Data extracted from a collection
..............................

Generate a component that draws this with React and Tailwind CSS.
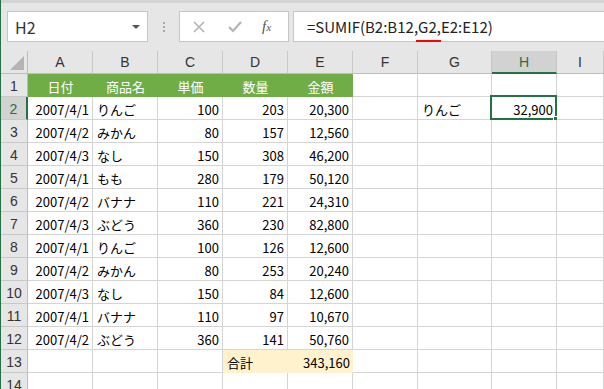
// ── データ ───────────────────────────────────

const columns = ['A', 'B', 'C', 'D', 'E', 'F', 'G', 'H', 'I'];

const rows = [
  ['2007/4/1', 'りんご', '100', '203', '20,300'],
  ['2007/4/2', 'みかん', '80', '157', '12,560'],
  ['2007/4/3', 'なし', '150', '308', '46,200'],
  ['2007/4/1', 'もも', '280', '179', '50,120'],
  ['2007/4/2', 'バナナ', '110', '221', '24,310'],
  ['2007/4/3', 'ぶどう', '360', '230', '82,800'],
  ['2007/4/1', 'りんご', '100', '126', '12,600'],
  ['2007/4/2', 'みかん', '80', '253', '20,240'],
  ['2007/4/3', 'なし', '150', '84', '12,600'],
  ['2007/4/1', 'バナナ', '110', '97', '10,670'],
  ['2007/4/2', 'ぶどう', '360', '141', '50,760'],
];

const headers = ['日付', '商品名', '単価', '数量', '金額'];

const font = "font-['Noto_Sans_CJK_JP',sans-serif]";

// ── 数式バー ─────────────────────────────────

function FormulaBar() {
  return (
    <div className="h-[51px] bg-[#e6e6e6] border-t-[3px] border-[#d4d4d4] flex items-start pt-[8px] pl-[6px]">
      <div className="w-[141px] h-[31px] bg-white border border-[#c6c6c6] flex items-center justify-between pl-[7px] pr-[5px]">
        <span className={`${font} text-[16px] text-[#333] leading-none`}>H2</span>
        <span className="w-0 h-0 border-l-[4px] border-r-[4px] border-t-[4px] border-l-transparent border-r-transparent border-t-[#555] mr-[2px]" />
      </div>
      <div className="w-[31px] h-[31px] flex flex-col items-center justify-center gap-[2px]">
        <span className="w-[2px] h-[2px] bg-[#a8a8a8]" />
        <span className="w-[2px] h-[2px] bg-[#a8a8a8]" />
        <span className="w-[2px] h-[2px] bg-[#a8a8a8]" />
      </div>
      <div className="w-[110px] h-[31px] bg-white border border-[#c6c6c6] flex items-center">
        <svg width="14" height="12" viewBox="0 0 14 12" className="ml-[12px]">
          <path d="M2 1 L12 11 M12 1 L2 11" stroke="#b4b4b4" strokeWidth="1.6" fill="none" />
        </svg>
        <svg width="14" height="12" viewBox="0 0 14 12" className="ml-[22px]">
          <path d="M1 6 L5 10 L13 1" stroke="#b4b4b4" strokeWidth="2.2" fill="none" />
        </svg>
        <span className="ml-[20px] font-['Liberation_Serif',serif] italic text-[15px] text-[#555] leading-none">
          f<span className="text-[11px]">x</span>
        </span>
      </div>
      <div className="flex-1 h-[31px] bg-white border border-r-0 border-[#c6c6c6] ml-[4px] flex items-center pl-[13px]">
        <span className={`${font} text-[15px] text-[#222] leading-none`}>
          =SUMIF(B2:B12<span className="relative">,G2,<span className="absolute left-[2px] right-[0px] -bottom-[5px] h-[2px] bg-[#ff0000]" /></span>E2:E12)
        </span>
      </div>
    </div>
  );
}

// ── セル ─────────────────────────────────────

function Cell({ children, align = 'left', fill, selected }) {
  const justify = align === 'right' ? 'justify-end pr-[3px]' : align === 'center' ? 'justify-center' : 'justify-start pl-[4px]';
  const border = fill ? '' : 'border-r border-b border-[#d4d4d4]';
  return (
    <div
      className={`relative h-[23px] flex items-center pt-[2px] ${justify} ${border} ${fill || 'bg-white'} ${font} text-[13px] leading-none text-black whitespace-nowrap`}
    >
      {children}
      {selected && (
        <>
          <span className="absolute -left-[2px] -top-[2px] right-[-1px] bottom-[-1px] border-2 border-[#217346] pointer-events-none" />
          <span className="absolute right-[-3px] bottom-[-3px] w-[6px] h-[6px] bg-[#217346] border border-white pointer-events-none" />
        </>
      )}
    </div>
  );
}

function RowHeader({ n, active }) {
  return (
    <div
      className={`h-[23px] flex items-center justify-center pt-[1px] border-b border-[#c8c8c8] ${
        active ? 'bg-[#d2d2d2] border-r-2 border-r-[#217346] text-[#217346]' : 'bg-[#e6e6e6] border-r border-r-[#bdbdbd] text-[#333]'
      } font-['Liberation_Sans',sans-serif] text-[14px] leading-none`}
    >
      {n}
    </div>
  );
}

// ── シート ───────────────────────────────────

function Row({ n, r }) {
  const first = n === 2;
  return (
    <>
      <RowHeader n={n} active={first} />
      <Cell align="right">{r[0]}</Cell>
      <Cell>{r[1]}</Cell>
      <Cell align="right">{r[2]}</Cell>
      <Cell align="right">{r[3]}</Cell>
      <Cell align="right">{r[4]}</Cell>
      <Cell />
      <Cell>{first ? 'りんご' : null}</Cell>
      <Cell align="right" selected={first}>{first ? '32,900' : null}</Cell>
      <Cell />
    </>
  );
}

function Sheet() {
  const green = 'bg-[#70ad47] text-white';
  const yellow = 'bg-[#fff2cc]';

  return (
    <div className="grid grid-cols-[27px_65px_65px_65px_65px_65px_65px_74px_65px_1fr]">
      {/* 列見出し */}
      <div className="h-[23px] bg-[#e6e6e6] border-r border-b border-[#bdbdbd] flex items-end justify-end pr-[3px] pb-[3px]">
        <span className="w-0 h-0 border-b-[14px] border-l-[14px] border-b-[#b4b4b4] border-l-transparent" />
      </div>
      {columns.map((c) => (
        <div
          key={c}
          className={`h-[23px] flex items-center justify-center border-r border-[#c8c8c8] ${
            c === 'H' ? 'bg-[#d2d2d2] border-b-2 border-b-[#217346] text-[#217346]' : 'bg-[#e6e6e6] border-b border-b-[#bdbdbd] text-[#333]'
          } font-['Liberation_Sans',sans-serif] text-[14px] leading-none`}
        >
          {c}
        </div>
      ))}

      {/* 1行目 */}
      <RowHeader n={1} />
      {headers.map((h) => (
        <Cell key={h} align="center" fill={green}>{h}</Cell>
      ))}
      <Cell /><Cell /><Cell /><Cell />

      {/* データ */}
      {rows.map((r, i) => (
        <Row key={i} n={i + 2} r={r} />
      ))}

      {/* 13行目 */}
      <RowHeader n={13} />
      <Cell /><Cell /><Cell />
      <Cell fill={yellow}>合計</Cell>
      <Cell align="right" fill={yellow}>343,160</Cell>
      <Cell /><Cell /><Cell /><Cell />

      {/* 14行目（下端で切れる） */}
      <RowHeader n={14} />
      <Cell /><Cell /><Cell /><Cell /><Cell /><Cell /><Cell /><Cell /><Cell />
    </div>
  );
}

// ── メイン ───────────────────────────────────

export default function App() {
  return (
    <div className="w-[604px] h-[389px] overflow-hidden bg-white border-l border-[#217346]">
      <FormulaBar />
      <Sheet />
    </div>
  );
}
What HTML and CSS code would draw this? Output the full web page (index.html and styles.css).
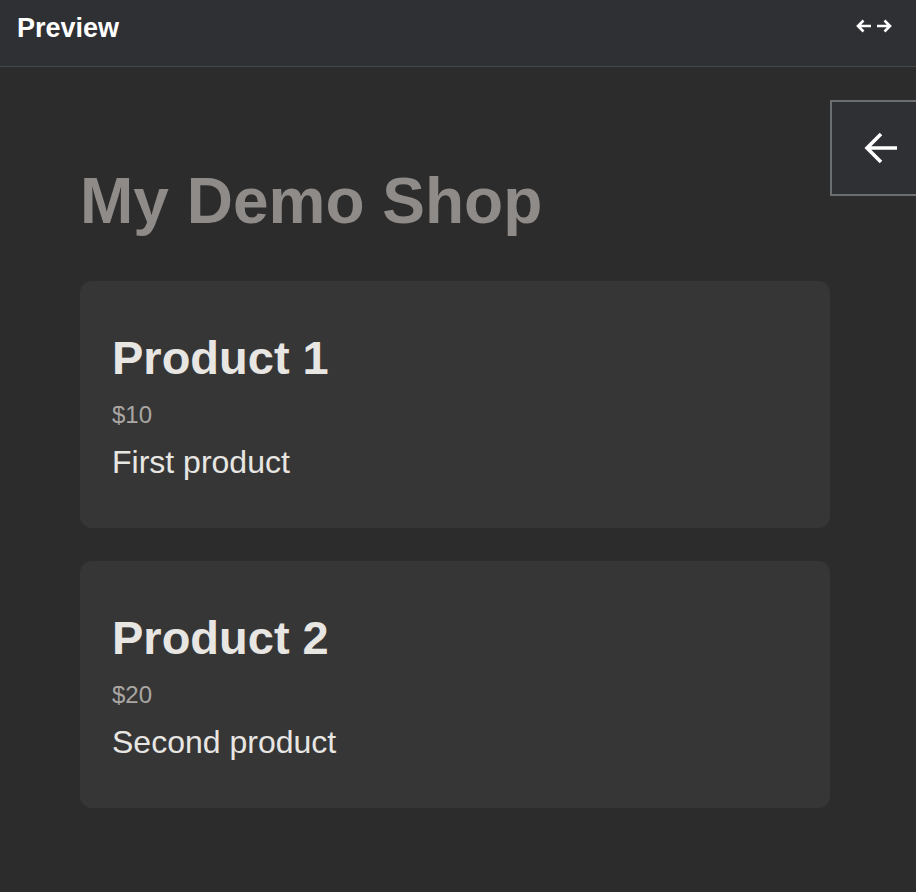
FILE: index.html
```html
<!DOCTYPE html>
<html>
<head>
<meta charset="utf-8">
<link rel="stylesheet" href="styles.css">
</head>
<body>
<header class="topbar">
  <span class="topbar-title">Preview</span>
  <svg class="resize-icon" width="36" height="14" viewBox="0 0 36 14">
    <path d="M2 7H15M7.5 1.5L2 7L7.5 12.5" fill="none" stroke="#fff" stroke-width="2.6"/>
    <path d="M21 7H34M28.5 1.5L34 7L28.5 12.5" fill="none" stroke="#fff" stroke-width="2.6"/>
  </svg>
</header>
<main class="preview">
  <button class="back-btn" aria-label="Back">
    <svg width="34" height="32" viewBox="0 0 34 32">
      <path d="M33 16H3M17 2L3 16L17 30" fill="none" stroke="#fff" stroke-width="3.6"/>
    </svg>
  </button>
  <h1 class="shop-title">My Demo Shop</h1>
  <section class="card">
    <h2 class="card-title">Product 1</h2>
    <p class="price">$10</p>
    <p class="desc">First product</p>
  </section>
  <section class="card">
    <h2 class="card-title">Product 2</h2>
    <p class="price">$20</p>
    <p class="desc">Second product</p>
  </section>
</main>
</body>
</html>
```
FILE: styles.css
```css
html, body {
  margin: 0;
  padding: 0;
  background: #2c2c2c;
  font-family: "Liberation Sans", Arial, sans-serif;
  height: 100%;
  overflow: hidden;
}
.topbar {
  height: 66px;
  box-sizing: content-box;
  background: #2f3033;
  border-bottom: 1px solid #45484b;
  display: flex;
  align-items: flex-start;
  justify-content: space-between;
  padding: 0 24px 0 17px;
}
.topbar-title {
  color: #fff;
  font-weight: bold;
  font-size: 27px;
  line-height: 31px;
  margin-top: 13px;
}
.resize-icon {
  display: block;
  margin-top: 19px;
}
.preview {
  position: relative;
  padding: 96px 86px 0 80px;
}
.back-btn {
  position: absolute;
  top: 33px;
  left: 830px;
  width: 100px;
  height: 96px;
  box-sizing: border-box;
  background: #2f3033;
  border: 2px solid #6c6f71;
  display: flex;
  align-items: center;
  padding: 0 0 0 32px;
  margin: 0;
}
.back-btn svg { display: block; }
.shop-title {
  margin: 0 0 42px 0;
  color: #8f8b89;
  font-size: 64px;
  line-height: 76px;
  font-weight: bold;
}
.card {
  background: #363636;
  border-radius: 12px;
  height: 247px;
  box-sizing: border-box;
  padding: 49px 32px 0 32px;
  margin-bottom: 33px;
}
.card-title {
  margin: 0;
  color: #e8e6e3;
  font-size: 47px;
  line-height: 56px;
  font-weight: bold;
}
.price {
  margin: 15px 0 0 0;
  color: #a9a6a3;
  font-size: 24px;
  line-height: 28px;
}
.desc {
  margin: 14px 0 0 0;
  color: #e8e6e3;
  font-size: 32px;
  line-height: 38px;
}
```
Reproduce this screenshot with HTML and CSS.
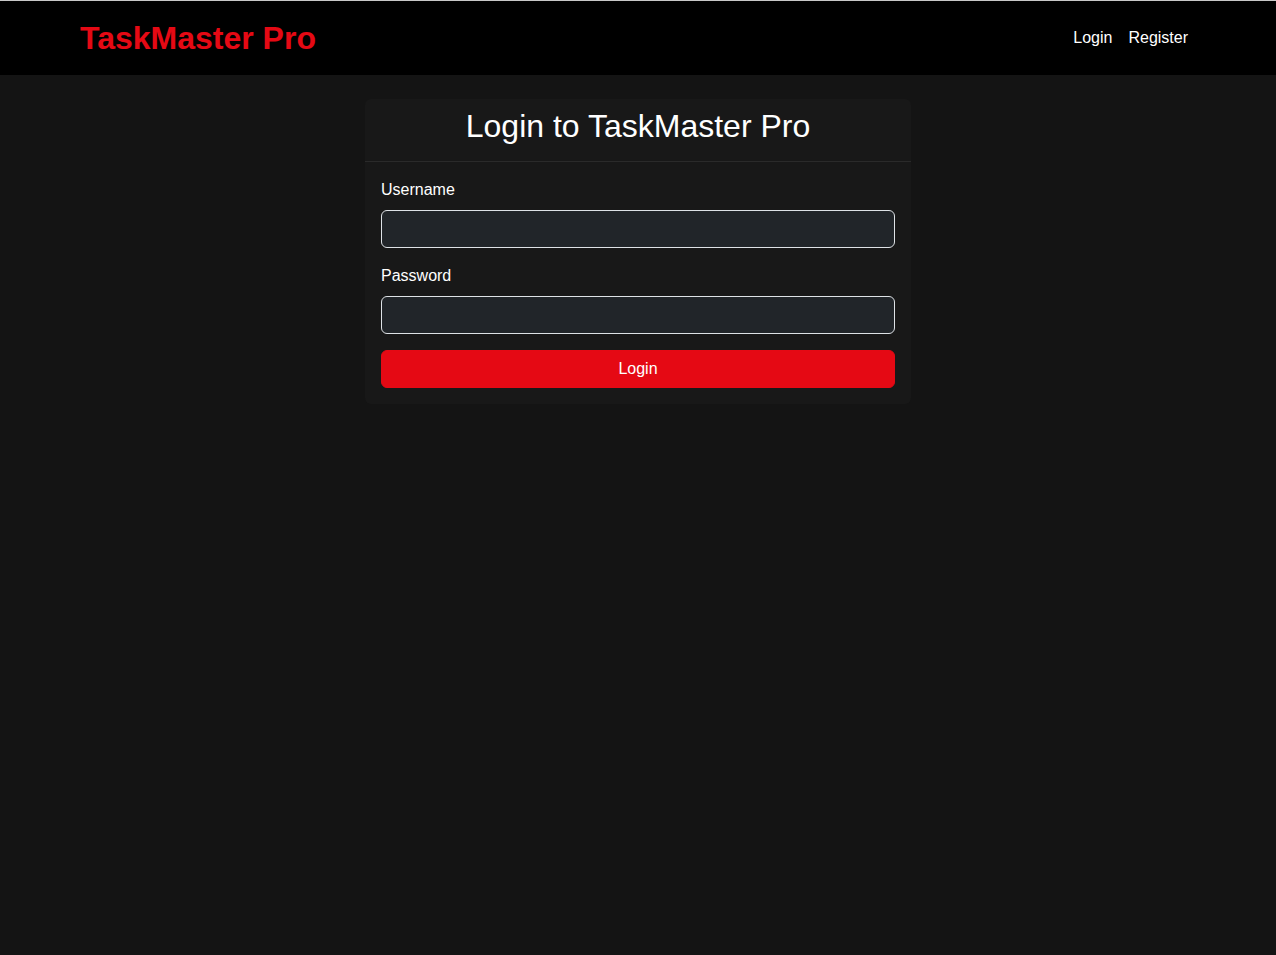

..............................

__What the task asks__
Copy every line that includes the string "with" from the material above.

__Output of the task__
Generate a component that draws this with React and Tailwind CSS.
Reproduce this screenshot with HTML and CSS.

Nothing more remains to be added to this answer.